Ted Collins is a director and member of the Compensation Committee of the Company and owns 100% of Azalea Partners, which in turn owns 13% of Energy Transfer Group, LLC ("ETG"). The Company owns a 10% interest in ETG and ETG owns a 1% interest in Energy Transfer Hanover Ventures, LP ("Energy Ventures"), a subsidiary of the Company. The Company advanced working capital to ETG in 2002 for certain costs incurred by ETG for the performance of services relating to Energy Ventures' power generation business. During the fiscal year ended December 31, 2002, the largest aggregate amount advanced under this arrangement was $400,000. The advances do not bear interest.

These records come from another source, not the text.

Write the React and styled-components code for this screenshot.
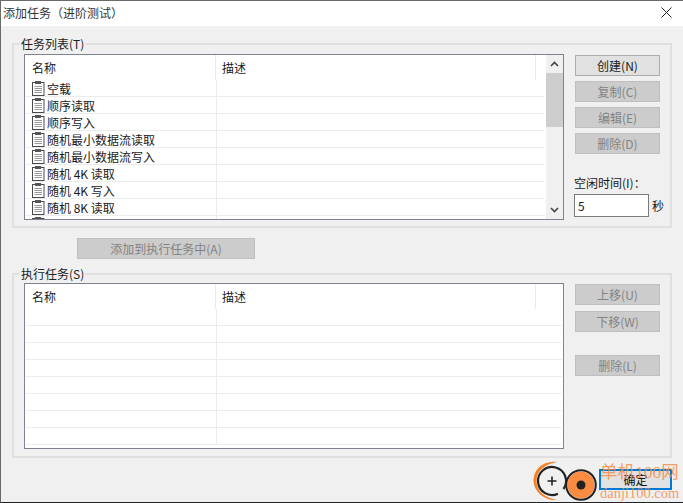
import React from "react";
import styled, { createGlobalStyle } from "styled-components";

const Global = createGlobalStyle`
  html, body { margin: 0; padding: 0; background: #f0f0f0; }
  * { box-sizing: border-box; }
`;

const Dialog = styled.div`
  position: relative;
  width: 683px;
  height: 503px;
  overflow: hidden;
  display: flex;
  flex-direction: column;
  background: #f0f0f0;
  border-top: 1px solid #6a6a6a;
  border-left: 1px solid #6a6a6a;
  border-bottom: 1px solid #222;
  font: 12px/16px "Noto Sans CJK SC", "Liberation Sans", sans-serif;
  color: #1a1a1a;
`;

const TitleBar = styled.div`
  height: 25px;
  flex: none;
  display: flex;
  align-items: center;
  justify-content: space-between;
  padding: 0 11px 2px 2px;
  background: #fff;
  color: #333;
`;

const Body = styled.div`
  flex: 1;
  display: flex;
  flex-direction: column;
  padding: 17px 11px 0 11px;
`;

const Group = styled.section`
  position: relative;
  height: 185px;
  flex: none;
  padding: ${(p) => p.$top}px 0 0 10px;
  border: 2px solid #e0e0e0;
  display: flex;
  gap: 11px;
`;

const Legend = styled.div`
  position: absolute;
  left: 6px;
  top: -9px;
  padding: 0 1px;
  height: 16px;
  background: #f0f0f0;
  color: #222;
`;

const ListBox = styled.div`
  width: 540px;
  height: 166px;
  flex: none;
  display: flex;
  background: #fff;
  border: 1px solid #7f8391;
  overflow: hidden;
`;

const Table = styled.div`
  flex: 1;
  min-width: 0;
  display: flex;
  flex-direction: column;
`;

const HeaderRow = styled.div`
  height: 25px;
  flex: none;
  display: grid;
  grid-template-columns: 191px 320px 1fr;
  line-height: 26px;
`;

const HeaderCell = styled.div`
  padding-left: 7px;
  border-right: 1px solid #eaeaea;
  height: 25px;

  & + & {
    padding-left: 6px;
  }
`;

const Row = styled.div`
  height: 17px;
  flex: none;
  display: grid;
  grid-template-columns: 191px 1fr;
  border-bottom: 1px solid #ececec;
  margin: 0 ${(p) => (p.$wide ? 2 : 1)}px 0 1px;
`;

const NameCell = styled.div`
  display: flex;
  align-items: center;
  gap: 1px;
  padding: 1px 0 0 6px;
  height: 16px;
  border-right: 1px solid #ececec;
  white-space: pre;
`;

const ClipIcon = styled.svg`
  width: 14px;
  height: 15px;
  flex: none;
  margin-top: -1px;
`;

const Scrollbar = styled.div`
  width: 17px;
  flex: none;
  display: flex;
  flex-direction: column;
  background: #f0f0f0;
`;

const ArrowBox = styled.div`
  height: 18px;
  flex: none;
  display: flex;
  align-items: center;
  justify-content: center;
`;

const Thumb = styled.div`
  height: 54px;
  flex: none;
  background: #cdcdcd;
`;

const Spacer = styled.div`
  flex: 1;
`;

const Side = styled.div`
  width: 85px;
  flex: none;
  margin-top: 1px;
  display: flex;
  flex-direction: column;
`;

const Button = styled.button`
  width: ${(p) => p.$w || 85}px;
  height: 21px;
  flex: none;
  padding: 0;
  margin: 0 0 ${(p) => p.$mb ?? 5}px;
  font: inherit;
  line-height: 17px;
  background: ${(p) => (p.disabled ? "#cccccc" : "#e1e1e1")};
  border: 1px solid ${(p) => (p.disabled ? "#bfbfbf" : "#adadad")};
  color: ${(p) => (p.disabled ? "#838383" : "#1a1a1a")};
`;

const IdleLabel = styled.div`
  margin: 16px 0 0 -1px;
  height: 16px;
  white-space: nowrap;
`;

const IdleRow = styled.div`
  display: flex;
  align-items: center;
  gap: 3px;
  margin: 3px 0 0 -1px;
  white-space: nowrap;
`;

const Input = styled.div`
  width: 75px;
  height: 23px;
  background: #fff;
  border: 1px solid #7a7a7a;
  padding: 3px 0 0 3px;
  flex: none;
`;

const AddRow = styled.div`
  height: 45px;
  flex: none;
  padding: 10px 0 0 65px;
`;

const Footer = styled.div`
  flex: 1;
  display: flex;
  justify-content: flex-end;
  padding: 11px 0 0;
`;

const OkButton = styled.button`
  width: 73px;
  height: 21px;
  padding: 0;
  font: inherit;
  line-height: 15px;
  background: #e1e1e1;
  border: 2px solid #0078d7;
  color: #111;
`;

const Watermark = styled.div`
  position: absolute;
  right: 3px;
  top: 462px;
  width: 80px;
  display: flex;
  flex-direction: column;
  gap: 5px;
  font-family: "Liberation Serif", "Noto Sans CJK SC", serif;
  color: rgba(247, 135, 60, 0.8);
  pointer-events: none;
`;

const MarkTitle = styled.div`
  font-size: 17.5px;
  line-height: 18px;
  white-space: nowrap;
`;

const MarkUrl = styled.div`
  font-size: 14.5px;
  line-height: 15px;
  white-space: nowrap;
`;

const LogoMark = styled.svg`
  position: absolute;
  left: 532px;
  top: 460px;
`;

const tasks = [
  "空载",
  "顺序读取",
  "顺序写入",
  "随机最小数据流读取",
  "随机最小数据流写入",
  "随机 4K 读取",
  "随机 4K 写入",
  "随机 8K 读取",
  "",
];

const Clipboard = () => (
  <ClipIcon viewBox="0 0 14 15">
    <rect x="0.5" y="1.5" width="11.5" height="13" fill="#fff" stroke="#4a4a4a" />
    <rect x="3" y="0" width="6" height="3" fill="#555" />
    <path d="M2.5 5.5h7.5M2.5 7.5h7.5M2.5 9.5h7.5M2.5 11.5h7.5" stroke="#9a9a9a" />
  </ClipIcon>
);

const Chevron = ({ up }) => (
  <svg width="9" height="6" viewBox="0 0 9 6">
    <path
      d={up ? "M1 5l3.5-3.5L8 5" : "M1 1l3.5 3.5L8 1"}
      fill="none"
      stroke="#444"
      strokeWidth="1.6"
    />
  </svg>
);

function Header() {
  return (
    <HeaderRow>
      <HeaderCell>名称</HeaderCell>
      <HeaderCell>描述</HeaderCell>
    </HeaderRow>
  );
}

export default function App() {
  return (
    <Dialog>
      <Global />
      <TitleBar>
        <span>添加任务（进阶测试）</span>
        <svg width="11" height="11" viewBox="0 0 11 11">
          <path d="M0.5 0.5l10 10M10.5 0.5l-10 10" stroke="#222" fill="none" />
        </svg>
      </TitleBar>
      <Body>
        <Group $top={9}>
          <Legend>任务列表(T)</Legend>
          <ListBox>
            <Table>
              <Header />
              {tasks.map((t, i) => (
                <Row key={i} $wide>
                  <NameCell>
                    <Clipboard />
                    {t}
                  </NameCell>
                </Row>
              ))}
            </Table>
            <Scrollbar>
              <ArrowBox>
                <Chevron up />
              </ArrowBox>
              <Thumb />
              <Spacer />
              <ArrowBox>
                <Chevron />
              </ArrowBox>
            </Scrollbar>
          </ListBox>
          <Side>
            <Button>创建(N)</Button>
            <Button disabled>复制(C)</Button>
            <Button disabled>编辑(E)</Button>
            <Button disabled>删除(D)</Button>
            <IdleLabel>空闲时间(I)：</IdleLabel>
            <IdleRow>
              <Input>5</Input>秒
            </IdleRow>
          </Side>
        </Group>
        <AddRow>
          <Button disabled $w={178} $mb={0}>
            添加到执行任务中(A)
          </Button>
        </AddRow>
        <Group $top={8}>
          <Legend>执行任务(S)</Legend>
          <ListBox>
            <Table>
              <Header />
              {Array.from({ length: 8 }, (_, i) => (
                <Row key={i}>
                  <NameCell />
                </Row>
              ))}
            </Table>
          </ListBox>
          <Side>
            <Button $mb={6} disabled>上移(U)</Button>
            <Button $mb={23} disabled>下移(W)</Button>
            <Button disabled>删除(L)</Button>
          </Side>
        </Group>
        <Footer>
          <OkButton>确定</OkButton>
        </Footer>
      </Body>
      <LogoMark width="66" height="42" viewBox="0 0 66 42">
        <path
          d="M24 1C10 -1 0 9 0.5 20C1 31 12 40 24 39C13 37 3.5 31 3.5 20C3.5 9 13 3 24 1Z"
          fill="#f5822a"
        />
        <path d="M30.5 28A14 14 0 1 0 24.9 32.7" fill="none" stroke="#222" strokeWidth="2.2" />
        <path d="M14.5 20h9M19 15.5v9" stroke="#222" strokeWidth="1.6" />
        <circle cx="48" cy="24" r="13.5" fill="#f98c41" />
        <circle cx="48" cy="24" r="14.8" fill="none" stroke="#222" strokeWidth="2" />
        <circle cx="48" cy="24" r="4.5" fill="#222" />
      </LogoMark>
      <Watermark>
        <MarkTitle>单机100网</MarkTitle>
        <MarkUrl>danji100.com</MarkUrl>
      </Watermark>
    </Dialog>
  );
}
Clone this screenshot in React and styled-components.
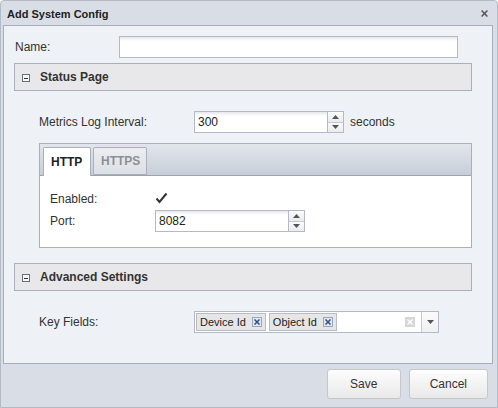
import React from "react";
import styled, { createGlobalStyle } from "styled-components";

const Global = createGlobalStyle`
  html, body { margin: 0; padding: 0; background: #ffffff; }
  body { font-family: "Liberation Sans", Arial, sans-serif; font-size: 12px; color: #333; }
  * { box-sizing: border-box; }
`;

const Window = styled.div`
  width: 498px;
  height: 408px;
  background: #d9dee6;
  border: 1px solid #b3bbc7;
  border-radius: 4px 4px 0 0;
  display: flex;
  flex-direction: column;
  padding: 0 4px 0 2px;
`;

const TitleBar = styled.div`
  height: 24px;
  display: flex;
  align-items: center;
  justify-content: space-between;
  padding: 0 5px 0 4px;
`;

const Title = styled.div`
  font-weight: bold;
  font-size: 11px;
  color: #222;
  padding-top: 1px;
`;

const CloseButton = styled.div`
  width: 8px;
  height: 8px;
  display: flex;
  align-items: center;
  justify-content: center;
  margin-top: 1px;
`;

const Body = styled.div`
  width: 490px;
  height: 339px;
  background: #eef1f5;
  border: 1px solid #a7afbd;
  padding: 10px 20px 0 10px;
  display: flex;
  flex-direction: column;
`;

const FieldRow = styled.div`
  display: flex;
  align-items: center;
  height: 22px;
`;

const Label = styled.div`
  width: ${(p) => p.$width}px;
  flex: none;
  padding-left: ${(p) => p.$pad || 0}px;
  color: #333;
  white-space: nowrap;
`;

const TextInput = styled.div`
  width: ${(p) => p.$width}px;
  height: 22px;
  border: 1px solid #b5b8c8;
  background: linear-gradient(#e6e7ea 0, #ffffff 4px, #ffffff 100%);
`;

const SpinnerBox = styled.div`
  width: ${(p) => p.$width}px;
  height: 22px;
  display: flex;
`;

const SpinnerText = styled.div`
  flex: 1;
  border: 1px solid #b5b8c8;
  border-right: none;
  background: linear-gradient(#e6e7ea 0, #ffffff 4px, #ffffff 100%);
  display: flex;
  align-items: center;
  padding-left: 3px;
  color: #222;
`;

const SpinnerButtons = styled.div`
  width: 17px;
  border: 1px solid #b5b8c8;
  display: flex;
  flex-direction: column;
`;

const SpinHalf = styled.div`
  flex: 1;
  display: flex;
  align-items: center;
  justify-content: center;
  background: linear-gradient(#fbfbfb, #e9ebee);
  & + & { border-top: 1px solid #c5c8d2; }
`;

const Unit = styled.div`
  margin-left: 6px;
  color: #333;
`;

const SectionHeader = styled.div`
  height: 28px;
  margin-top: ${(p) => p.$top}px;
  background: #e8e8ea;
  border: 1px solid #a9afbc;
  display: flex;
  align-items: center;
  padding-left: 7px;
  gap: 10px;
`;

const CollapseIcon = styled.div`
  width: 8px;
  height: 8px;
  border: 1px solid #6b6f76;
  background: #f6f6f6;
  display: flex;
  align-items: center;
  justify-content: center;
  margin-top: 2px;
  &::after {
    content: "";
    width: 4px;
    height: 1px;
    background: #333;
  }
`;

const SectionTitle = styled.div`
  font-weight: bold;
  font-size: 12px;
  color: #333;
`;

const SectionContent = styled.div`
  padding: 20px 0 0 25px;
  display: flex;
  flex-direction: column;
`;

const TabPanel = styled.div`
  margin-top: 10px;
  border: 1px solid #a9afbc;
  display: flex;
  flex-direction: column;
`;

const TabBar = styled.div`
  height: 32px;
  padding: 3px 0 0 3px;
  display: flex;
  align-items: flex-start;
  gap: 2px;
  background: linear-gradient(#e2e6ec, #c7ced8);
  border-bottom: 1px solid #98a2b1;
`;

const Tab = styled.div`
  width: ${(p) => p.$width}px;
  height: ${(p) => (p.$active ? 29 : 28)}px;
  border: 1px solid #a9afbc;
  border-bottom: ${(p) => (p.$active ? "none" : "1px solid #a9afbc")};
  border-radius: 2px 2px 0 0;
  background: ${(p) => (p.$active ? "#ffffff" : "linear-gradient(#eceef1, #dcdfe4)")};
  color: ${(p) => (p.$active ? "#222" : "#8c9096")};
  font-weight: bold;
  display: flex;
  align-items: center;
  padding-left: 7px;
  padding-bottom: 1px;
  position: relative;
  z-index: 1;
`;

const TabBody = styled.div`
  background: #ffffff;
  padding: 12px 0 15px 10px;
  display: flex;
  flex-direction: column;
`;

const Check = styled.div`
  width: 13px;
  height: 12px;
  margin-bottom: 3px;
`;

const TagField = styled.div`
  width: 245px;
  height: 22px;
  border: 1px solid #b5b8c8;
  background: #ffffff;
  display: flex;
  align-items: center;
  padding-left: 1px;
`;

const Tags = styled.div`
  flex: 1;
  display: flex;
  align-items: center;
  gap: 3px;
`;

const Tag = styled.div`
  height: 18px;
  display: flex;
  align-items: center;
  gap: 6px;
  padding: 0 3px 0 3px;
  background: #e6e6e6;
  border: 1px solid #b9bcc4;
  color: #222;
  font-size: 11px;
`;

const TagRemove = styled.div`
  width: 10px;
  height: 10px;
  border: 1px solid #99a8c0;
  background: #dfe6f0;
  display: flex;
  align-items: center;
  justify-content: center;
`;

const ClearIcon = styled.div`
  width: 10px;
  height: 10px;
  background: #d6d6d6;
  display: flex;
  align-items: center;
  justify-content: center;
  margin-right: 6px;
`;

const Trigger = styled.div`
  width: 17px;
  height: 100%;
  border-left: 1px solid #c5c8d2;
  background: linear-gradient(#fbfbfb, #eef0f3);
  display: flex;
  align-items: center;
  justify-content: center;
`;

const Footer = styled.div`
  flex: 1;
  display: flex;
  justify-content: flex-end;
  align-items: flex-start;
  gap: 8px;
  padding: 5px 5px 0 0;
`;

const Button = styled.div`
  min-width: 74px;
  height: 30px;
  padding: 0 20px;
  border: 1px solid #c4c7cc;
  border-radius: 3px;
  background: linear-gradient(#fdfdfd, #e9e9ea);
  display: flex;
  align-items: center;
  justify-content: center;
  color: #333;
`;

const UpArrow = () => (
  <svg width="7" height="4" viewBox="0 0 7 4"><path d="M0 4 L3.5 0 L7 4 Z" fill="#555" /></svg>
);
const DownArrow = () => (
  <svg width="7" height="4" viewBox="0 0 7 4"><path d="M0 0 L7 0 L3.5 4 Z" fill="#555" /></svg>
);

const Spinner = ({ width, value }) => (
  <SpinnerBox $width={width}>
    <SpinnerText>{value}</SpinnerText>
    <SpinnerButtons>
      <SpinHalf><UpArrow /></SpinHalf>
      <SpinHalf><DownArrow /></SpinHalf>
    </SpinnerButtons>
  </SpinnerBox>
);

const XMark = ({ size, color, width = 1.4 }) => (
  <svg width={size} height={size} viewBox="0 0 6 6">
    <path d="M0.5 0.5 L5.5 5.5 M5.5 0.5 L0.5 5.5" stroke={color} strokeWidth={width} fill="none" />
  </svg>
);

const Section = ({ title, top, children }) => (
  <>
    <SectionHeader $top={top}>
      <CollapseIcon />
      <SectionTitle>{title}</SectionTitle>
    </SectionHeader>
    <SectionContent>{children}</SectionContent>
  </>
);

export default function App() {
  return (
    <>
      <Global />
      <Window>
        <TitleBar>
          <Title>Add System Config</Title>
          <CloseButton><XMark size={7} color="#555" width={1.3} /></CloseButton>
        </TitleBar>
        <Body>
          <FieldRow>
            <Label $width={105} $pad={1}>Name:</Label>
            <TextInput $width={339} />
          </FieldRow>
          <Section title="Status Page" top={5}>
            <FieldRow>
              <Label $width={155}>Metrics Log Interval:</Label>
              <Spinner width={150} value="300" />
              <Unit>seconds</Unit>
            </FieldRow>
            <TabPanel>
              <TabBar>
                <Tab $active $width={48}>HTTP</Tab>
                <Tab $width={54}>HTTPS</Tab>
              </TabBar>
              <TabBody>
                <FieldRow>
                  <Label $width={105}>Enabled:</Label>
                  <Check>
                    <svg width="13" height="12" viewBox="0 0 13 12">
                      <path d="M1.5 6.5 L4.5 10 L11.5 1.5" stroke="#333" strokeWidth="2" fill="none" />
                    </svg>
                  </Check>
                </FieldRow>
                <FieldRow>
                  <Label $width={105}>Port:</Label>
                  <Spinner width={150} value="8082" />
                </FieldRow>
              </TabBody>
            </TabPanel>
          </Section>
          <Section title="Advanced Settings" top={15}>
            <FieldRow>
              <Label $width={155}>Key Fields:</Label>
              <TagField>
                <Tags>
                  <Tag>Device Id<TagRemove><XMark size={6} color="#2f4f86" width={1.5} /></TagRemove></Tag>
                  <Tag>Object Id<TagRemove><XMark size={6} color="#2f4f86" width={1.5} /></TagRemove></Tag>
                </Tags>
                <ClearIcon><XMark size={6} color="#ffffff" width={1.3} /></ClearIcon>
                <Trigger><DownArrow /></Trigger>
              </TagField>
            </FieldRow>
          </Section>
        </Body>
        <Footer>
          <Button>Save</Button>
          <Button>Cancel</Button>
        </Footer>
      </Window>
    </>
  );
}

At December 31, 2002, the Company had $400,000 in advances outstanding to ETG. In 2002, ETG billed the Company $1,899,000 for services rendered and to reimburse ETG for expenses incurred on behalf of Energy Ventures during the year. In 2002, the Company recorded sales of approximately $470,000 related to equipment leases and parts sales to ETG.

Mr. Grijalva, who is Chairman of the Board and a member of the Compensation Committee, served as interim President and Chief Financial Officer from August 2 to August 19, 2002, but did not receive additional compensation for such interim service.